• Your instructions
Print all of the lines exactly. Any picture among them stays out.

• Material

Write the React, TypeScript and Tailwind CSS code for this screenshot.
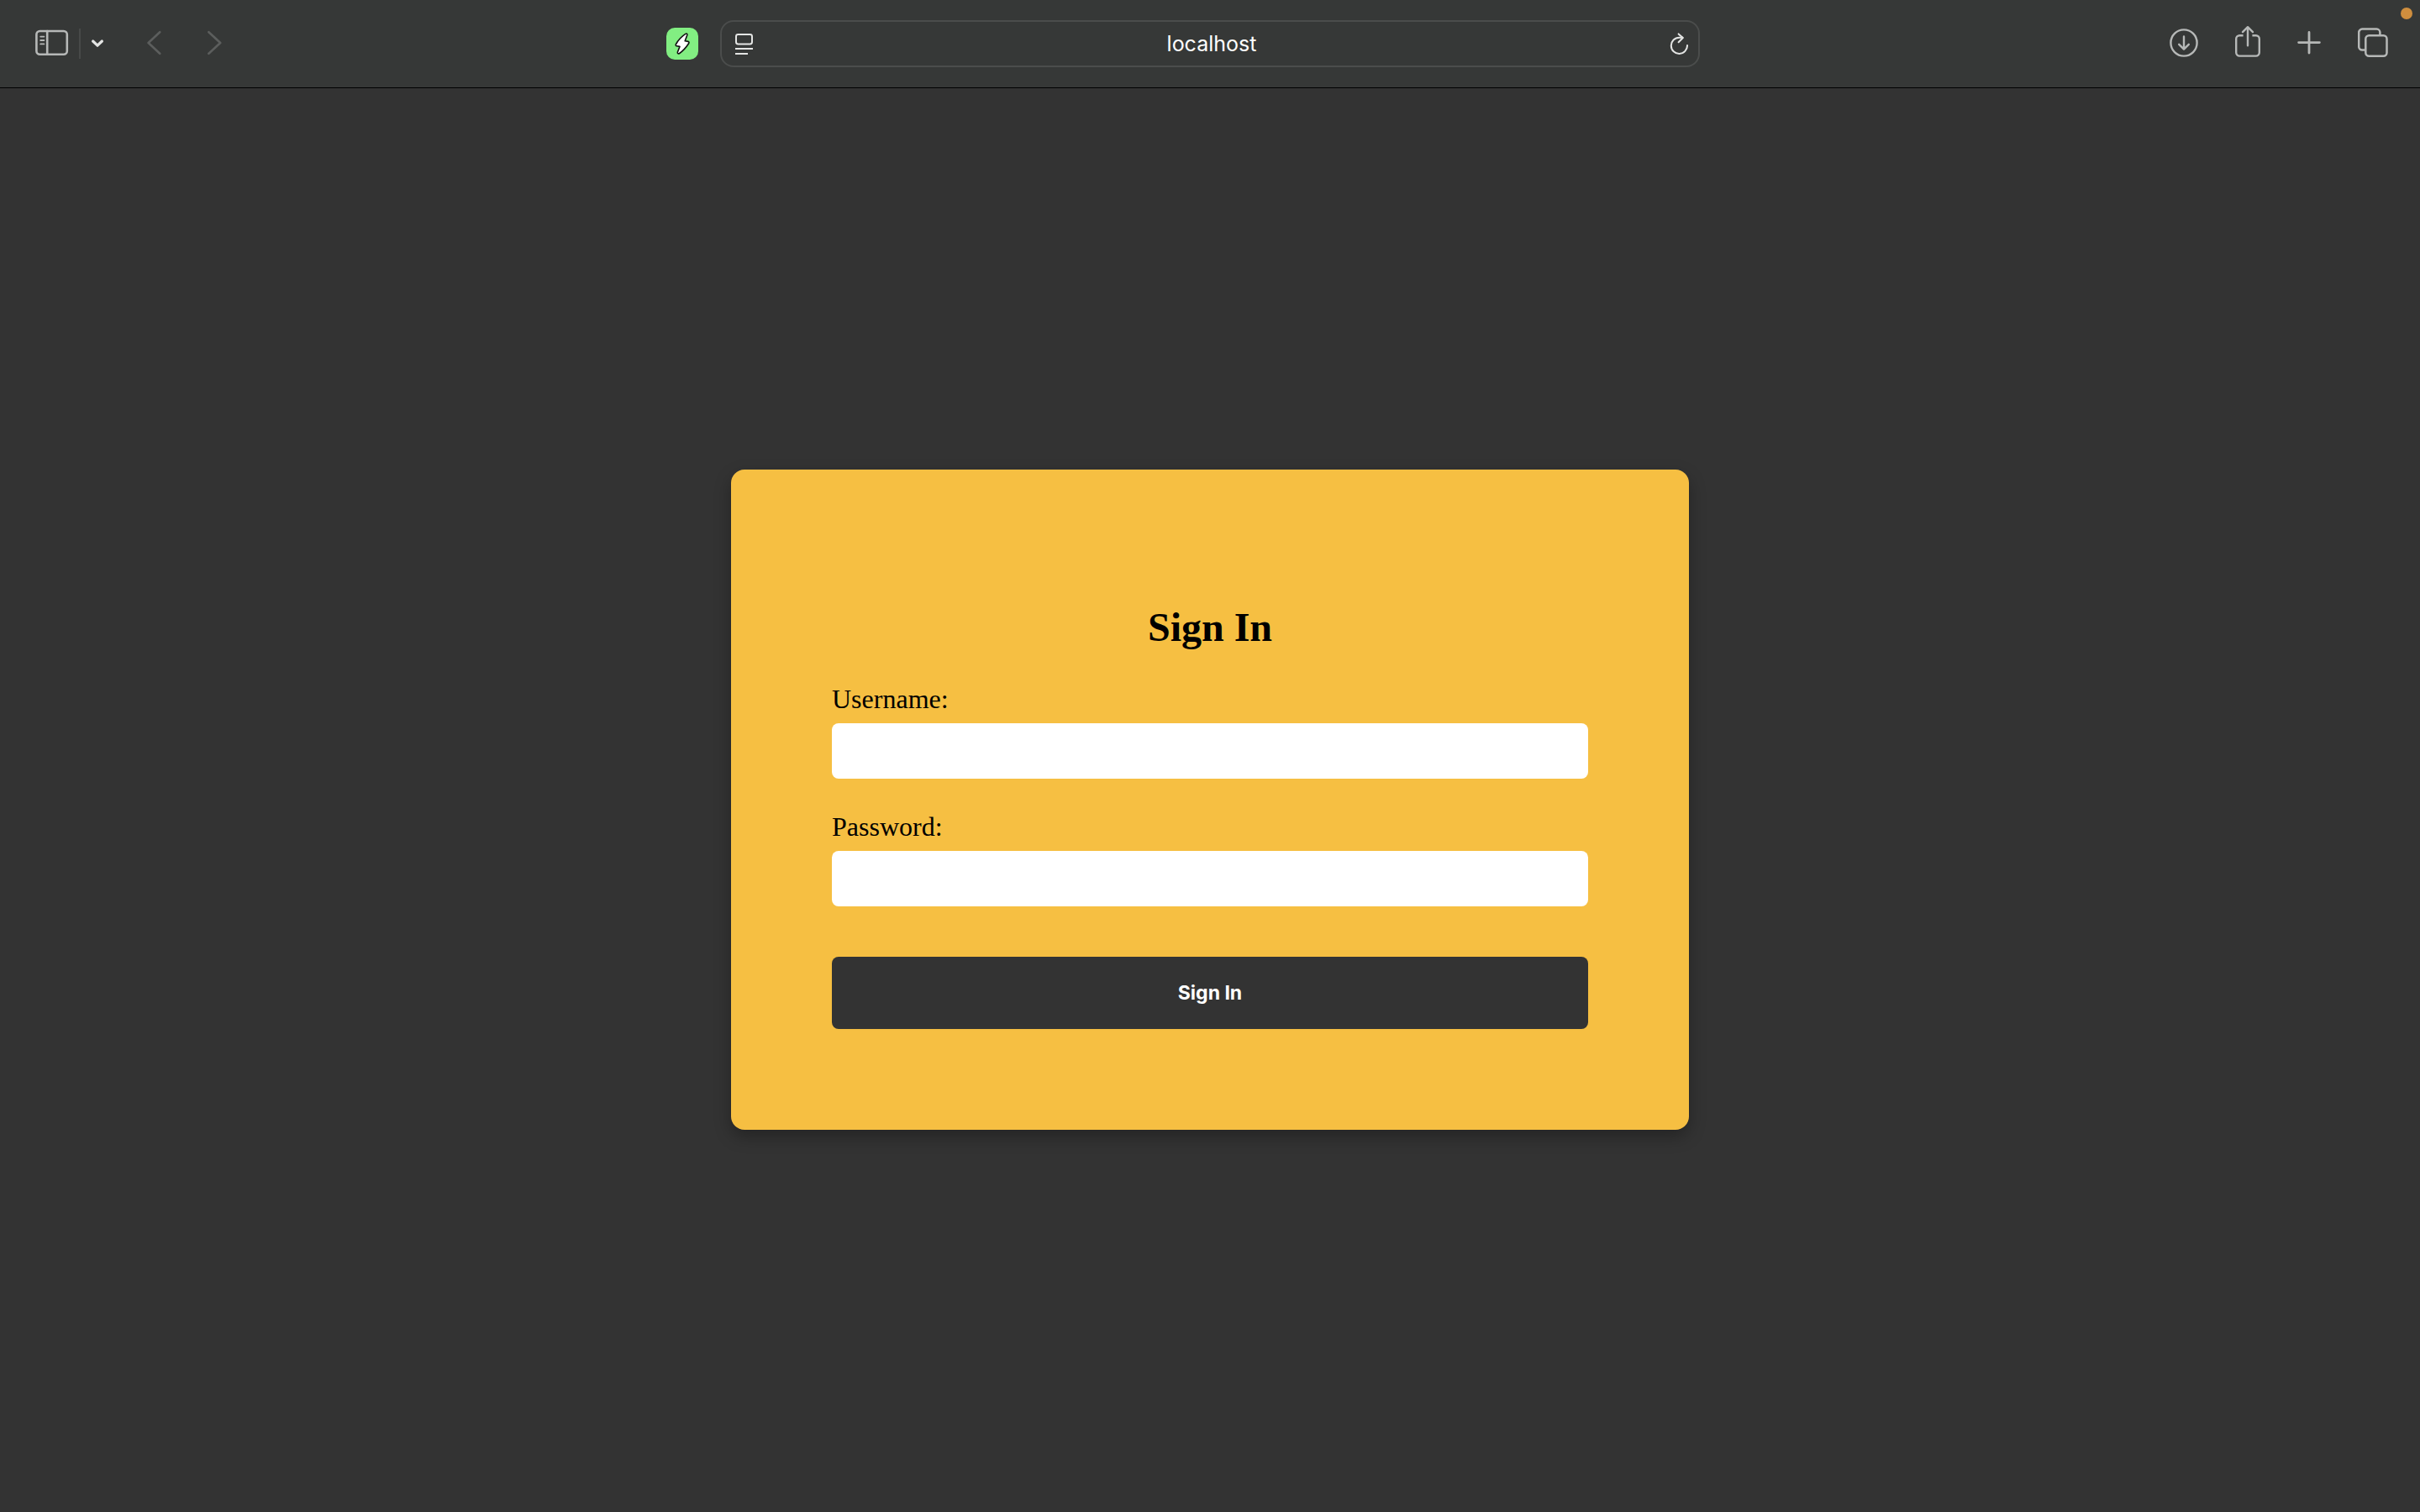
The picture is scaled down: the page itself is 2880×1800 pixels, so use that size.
import type { ReactNode } from "react";

function ToolButton({ label, className, children }: { label: string; className?: string; children: ReactNode }) {
  return (
    <button type="button" aria-label={label} className={`shrink-0 ${className ?? ""}`}>
      {children}
    </button>
  );
}

const strokeProps = {
  fill: "none",
  stroke: "currentColor",
  strokeLinecap: "round",
  strokeLinejoin: "round",
} as const;

function SidebarIcon() {
  return (
    <svg width="40" height="44" viewBox="0 0 40 44" {...strokeProps} strokeWidth="2.6">
      <rect x="1.4" y="7" width="36.4" height="27.8" rx="4" />
      <path d="M14.2 7v27.8" />
      <path d="M6.2 13.6h4.2M6.2 18h4.2M6.2 22.4h4.2" strokeWidth="1.8" />
    </svg>
  );
}

function MenuChevronIcon() {
  return (
    <svg width="16" height="44" viewBox="0 0 16 44" {...strokeProps} strokeWidth="3.2">
      <path d="M2.6 19l5.4 5.2 5.4-5.2" />
    </svg>
  );
}

function BackIcon() {
  return (
    <svg width="18" height="44" viewBox="0 0 18 44" {...strokeProps} strokeWidth="2.6">
      <path d="M16.2 8.2L2.6 21l13.6 12.8" />
    </svg>
  );
}

function ForwardIcon() {
  return (
    <svg width="18" height="44" viewBox="0 0 18 44" {...strokeProps} strokeWidth="2.6">
      <path d="M2.4 8.2L16.2 21 2.4 33.8" />
    </svg>
  );
}

function BoltIcon() {
  return (
    <svg width="38" height="38" viewBox="0 0 38 38">
      <path
        d="M22.8 7.4c1.3-.8 2.4-.1 2 1.4L22.2 15.8l3.6.6c1.2.3 1.5 1.2.8 2.3-3 4.6-6.4 8.6-11 11.8-1.5.9-2.7.1-2.2-1.5l2.6-6.6-3.7-.6c-1.1-.2-1.4-1.2-.8-2.3 2.6-4.7 6.4-8.9 11.3-12.1z"
        fill="#fff"
        stroke="#111"
        strokeWidth="1.6"
        strokeLinejoin="round"
      />
    </svg>
  );
}

function PageMenuIcon() {
  return (
    <svg width="22" height="44" viewBox="0 0 22 44" {...strokeProps} strokeWidth="2" strokeLinecap="butt">
      <rect x="1" y="11" width="19" height="11.5" rx="2.4" />
      <path d="M0 28h21M0 34h15" />
    </svg>
  );
}

function ReloadIcon() {
  return (
    <svg width="22" height="44" viewBox="0 0 22 44" {...strokeProps} strokeWidth="2">
      <path d="M21 24a9.6 9.6 0 1 1-9.6-9.3h4" />
      <path d="M10.6 10.4l5.2 4.6-5.2 5.2" />
    </svg>
  );
}

function DownloadIcon() {
  return (
    <svg width="34" height="44" viewBox="0 0 34 44" {...strokeProps} strokeWidth="2.4">
      <circle cx="17" cy="21" r="15.6" />
      <path d="M17 13.4v15M11.2 22.8L17 28.6l5.8-5.8" />
    </svg>
  );
}

function ShareIcon() {
  return (
    <svg width="30" height="44" viewBox="0 0 30 44" {...strokeProps} strokeWidth="2.4">
      <path
        d="M9.6 12.2H5.2a4 4 0 0 0-4 4v16.4a4 4 0 0 0 4 4h19.6a4 4 0 0 0 4-4V16.2a4 4 0 0 0-4-4h-4.4"
        strokeLinecap="butt"
      />
      <path d="M15 24.2V2.6M9 8.2l6-6 6 6" />
    </svg>
  );
}

function PlusIcon() {
  return (
    <svg width="28" height="44" viewBox="0 0 28 44" {...strokeProps} strokeWidth="2.8">
      <path d="M14 8.4v24.6M1.6 20.6h24.8" />
    </svg>
  );
}

function TabsIcon() {
  return (
    <svg width="36" height="44" viewBox="0 0 36 44" {...strokeProps} strokeWidth="2.5">
      <rect x="9.3" y="12.3" width="25.2" height="24.4" rx="4" />
      <path d="M9 29.5H5.2a4 4 0 0 1-4-4V8.6a4 4 0 0 1 4-4h17.2a4 4 0 0 1 4 4V12" strokeLinecap="butt" />
    </svg>
  );
}

function BrowserBar() {
  return (
    <header className="relative grid h-[105px] shrink-0 grid-cols-[1fr_40.5%_1fr] items-center border-b border-black bg-[#363837] text-[#b6b8b7]">
      <div className="flex items-center pl-[42px] pr-[26px]">
        <ToolButton label="Show sidebar">
          <SidebarIcon />
        </ToolButton>
        <span className="ml-3 h-9 w-0.5 bg-[#484a49]" />
        <ToolButton label="Tab groups" className="ml-3 text-[#e4e5e4]">
          <MenuChevronIcon />
        </ToolButton>
        <ToolButton label="Back" className="ml-[50px] text-[#5c5e5d]">
          <BackIcon />
        </ToolButton>
        <ToolButton label="Forward" className="ml-[54px] text-[#5c5e5d]">
          <ForwardIcon />
        </ToolButton>
        <ToolButton label="Extension" className="ml-auto rounded-[10px] bg-[#82ee82]">
          <BoltIcon />
        </ToolButton>
      </div>

      <div className="flex h-14 items-center rounded-2xl border-2 border-[#4b4d4c] pl-4 pr-3 text-[#e4e5e4]">
        <ToolButton label="Page menu">
          <PageMenuIcon />
        </ToolButton>
        <input
          aria-label="Address"
          defaultValue="localhost"
          className="min-w-0 flex-1 bg-transparent text-center font-['Inter',sans-serif] text-[25px] leading-8 text-white outline-none"
        />
        <ToolButton label="Reload">
          <ReloadIcon />
        </ToolButton>
      </div>

      <div className="flex items-center justify-end pr-[38px]">
        <ToolButton label="Downloads">
          <DownloadIcon />
        </ToolButton>
        <ToolButton label="Share" className="ml-11">
          <ShareIcon />
        </ToolButton>
        <ToolButton label="New tab" className="ml-11">
          <PlusIcon />
        </ToolButton>
        <ToolButton label="Tab overview" className="ml-11">
          <TabsIcon />
        </ToolButton>
      </div>

      <span className="absolute right-[9px] top-[9px] size-3.5 rounded-full bg-[#cf8e3e]" />
    </header>
  );
}

function Field({ id, label, type }: { id: string; label: string; type: string }) {
  return (
    <div className="mb-10">
      <label htmlFor={id} className="mb-3 block text-[32px] leading-[34px]">
        {label}
      </label>
      <input id={id} type={type} className="block h-[66px] w-full rounded-lg bg-white px-5 text-[26px]" />
    </div>
  );
}

export default function App() {
  return (
    <div className="flex min-h-screen flex-col bg-[#333333]">
      <BrowserBar />
      <main className="flex flex-1 items-center justify-center pb-px">
        <form className="w-full max-w-[1140px] rounded-2xl bg-[#f6bf42] p-[120px] font-['Liberation_Serif',serif] text-black shadow-[0_8px_20px_rgba(0,0,0,0.3)]">
          <h2 className="my-10 text-center text-[48px] font-bold leading-[56px]">Sign In</h2>
          <Field id="username" label="Username:" type="text" />
          <Field id="password" label="Password:" type="password" />
          <button
            type="button"
            className="mt-[60px] block h-[86px] w-full rounded-lg bg-[#333333] font-['Inter',sans-serif] text-[23px] font-bold text-white"
          >
            Sign In
          </button>
        </form>
      </main>
    </div>
  );
}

• Result for this task
Write the React, TypeScript and Tailwind CSS code for this screenshot.
The picture is scaled down: the page itself is 2880×1800 pixels, so use that size.
import type { ReactNode } from "react";

function ToolButton({ label, className, children }: { label: string; className?: string; children: ReactNode }) {
  return (
    <button type="button" aria-label={label} className={`shrink-0 ${className ?? ""}`}>
      {children}
    </button>
  );
}

const strokeProps = {
  fill: "none",
  stroke: "currentColor",
  strokeLinecap: "round",
  strokeLinejoin: "round",
} as const;

function SidebarIcon() {
  return (
    <svg width="40" height="44" viewBox="0 0 40 44" {...strokeProps} strokeWidth="2.6">
      <rect x="1.4" y="7" width="36.4" height="27.8" rx="4" />
      <path d="M14.2 7v27.8" />
      <path d="M6.2 13.6h4.2M6.2 18h4.2M6.2 22.4h4.2" strokeWidth="1.8" />
    </svg>
  );
}

function MenuChevronIcon() {
  return (
    <svg width="16" height="44" viewBox="0 0 16 44" {...strokeProps} strokeWidth="3.2">
      <path d="M2.6 19l5.4 5.2 5.4-5.2" />
    </svg>
  );
}

function BackIcon() {
  return (
    <svg width="18" height="44" viewBox="0 0 18 44" {...strokeProps} strokeWidth="2.6">
      <path d="M16.2 8.2L2.6 21l13.6 12.8" />
    </svg>
  );
}

function ForwardIcon() {
  return (
    <svg width="18" height="44" viewBox="0 0 18 44" {...strokeProps} strokeWidth="2.6">
      <path d="M2.4 8.2L16.2 21 2.4 33.8" />
    </svg>
  );
}

function BoltIcon() {
  return (
    <svg width="38" height="38" viewBox="0 0 38 38">
      <path
        d="M22.8 7.4c1.3-.8 2.4-.1 2 1.4L22.2 15.8l3.6.6c1.2.3 1.5 1.2.8 2.3-3 4.6-6.4 8.6-11 11.8-1.5.9-2.7.1-2.2-1.5l2.6-6.6-3.7-.6c-1.1-.2-1.4-1.2-.8-2.3 2.6-4.7 6.4-8.9 11.3-12.1z"
        fill="#fff"
        stroke="#111"
        strokeWidth="1.6"
        strokeLinejoin="round"
      />
    </svg>
  );
}

function PageMenuIcon() {
  return (
    <svg width="22" height="44" viewBox="0 0 22 44" {...strokeProps} strokeWidth="2" strokeLinecap="butt">
      <rect x="1" y="11" width="19" height="11.5" rx="2.4" />
      <path d="M0 28h21M0 34h15" />
    </svg>
  );
}

function ReloadIcon() {
  return (
    <svg width="22" height="44" viewBox="0 0 22 44" {...strokeProps} strokeWidth="2">
      <path d="M21 24a9.6 9.6 0 1 1-9.6-9.3h4" />
      <path d="M10.6 10.4l5.2 4.6-5.2 5.2" />
    </svg>
  );
}

function DownloadIcon() {
  return (
    <svg width="34" height="44" viewBox="0 0 34 44" {...strokeProps} strokeWidth="2.4">
      <circle cx="17" cy="21" r="15.6" />
      <path d="M17 13.4v15M11.2 22.8L17 28.6l5.8-5.8" />
    </svg>
  );
}

function ShareIcon() {
  return (
    <svg width="30" height="44" viewBox="0 0 30 44" {...strokeProps} strokeWidth="2.4">
      <path
        d="M9.6 12.2H5.2a4 4 0 0 0-4 4v16.4a4 4 0 0 0 4 4h19.6a4 4 0 0 0 4-4V16.2a4 4 0 0 0-4-4h-4.4"
        strokeLinecap="butt"
      />
      <path d="M15 24.2V2.6M9 8.2l6-6 6 6" />
    </svg>
  );
}

function PlusIcon() {
  return (
    <svg width="28" height="44" viewBox="0 0 28 44" {...strokeProps} strokeWidth="2.8">
      <path d="M14 8.4v24.6M1.6 20.6h24.8" />
    </svg>
  );
}

function TabsIcon() {
  return (
    <svg width="36" height="44" viewBox="0 0 36 44" {...strokeProps} strokeWidth="2.5">
      <rect x="9.3" y="12.3" width="25.2" height="24.4" rx="4" />
      <path d="M9 29.5H5.2a4 4 0 0 1-4-4V8.6a4 4 0 0 1 4-4h17.2a4 4 0 0 1 4 4V12" strokeLinecap="butt" />
    </svg>
  );
}

function BrowserBar() {
  return (
    <header className="relative grid h-[105px] shrink-0 grid-cols-[1fr_40.5%_1fr] items-center border-b border-black bg-[#363837] text-[#b6b8b7]">
      <div className="flex items-center pl-[42px] pr-[26px]">
        <ToolButton label="Show sidebar">
          <SidebarIcon />
        </ToolButton>
        <span className="ml-3 h-9 w-0.5 bg-[#484a49]" />
        <ToolButton label="Tab groups" className="ml-3 text-[#e4e5e4]">
          <MenuChevronIcon />
        </ToolButton>
        <ToolButton label="Back" className="ml-[50px] text-[#5c5e5d]">
          <BackIcon />
        </ToolButton>
        <ToolButton label="Forward" className="ml-[54px] text-[#5c5e5d]">
          <ForwardIcon />
        </ToolButton>
        <ToolButton label="Extension" className="ml-auto rounded-[10px] bg-[#82ee82]">
          <BoltIcon />
        </ToolButton>
      </div>

      <div className="flex h-14 items-center rounded-2xl border-2 border-[#4b4d4c] pl-4 pr-3 text-[#e4e5e4]">
        <ToolButton label="Page menu">
          <PageMenuIcon />
        </ToolButton>
        <input
          aria-label="Address"
          defaultValue="localhost"
          className="min-w-0 flex-1 bg-transparent text-center font-['Inter',sans-serif] text-[25px] leading-8 text-white outline-none"
        />
        <ToolButton label="Reload">
          <ReloadIcon />
        </ToolButton>
      </div>

      <div className="flex items-center justify-end pr-[38px]">
        <ToolButton label="Downloads">
          <DownloadIcon />
        </ToolButton>
        <ToolButton label="Share" className="ml-11">
          <ShareIcon />
        </ToolButton>
        <ToolButton label="New tab" className="ml-11">
          <PlusIcon />
        </ToolButton>
        <ToolButton label="Tab overview" className="ml-11">
          <TabsIcon />
        </ToolButton>
      </div>

      <span className="absolute right-[9px] top-[9px] size-3.5 rounded-full bg-[#cf8e3e]" />
    </header>
  );
}

function Field({ id, label, type }: { id: string; label: string; type: string }) {
  return (
    <div className="mb-10">
      <label htmlFor={id} className="mb-3 block text-[32px] leading-[34px]">
        {label}
      </label>
      <input id={id} type={type} className="block h-[66px] w-full rounded-lg bg-white px-5 text-[26px]" />
    </div>
  );
}

export default function App() {
  return (
    <div className="flex min-h-screen flex-col bg-[#333333]">
      <BrowserBar />
      <main className="flex flex-1 items-center justify-center pb-px">
        <form className="w-full max-w-[1140px] rounded-2xl bg-[#f6bf42] p-[120px] font-['Liberation_Serif',serif] text-black shadow-[0_8px_20px_rgba(0,0,0,0.3)]">
          <h2 className="my-10 text-center text-[48px] font-bold leading-[56px]">Sign In</h2>
          <Field id="username" label="Username:" type="text" />
          <Field id="password" label="Password:" type="password" />
          <button
            type="button"
            className="mt-[60px] block h-[86px] w-full rounded-lg bg-[#333333] font-['Inter',sans-serif] text-[23px] font-bold text-white"
          >
            Sign In
          </button>
        </form>
      </main>
    </div>
  );
}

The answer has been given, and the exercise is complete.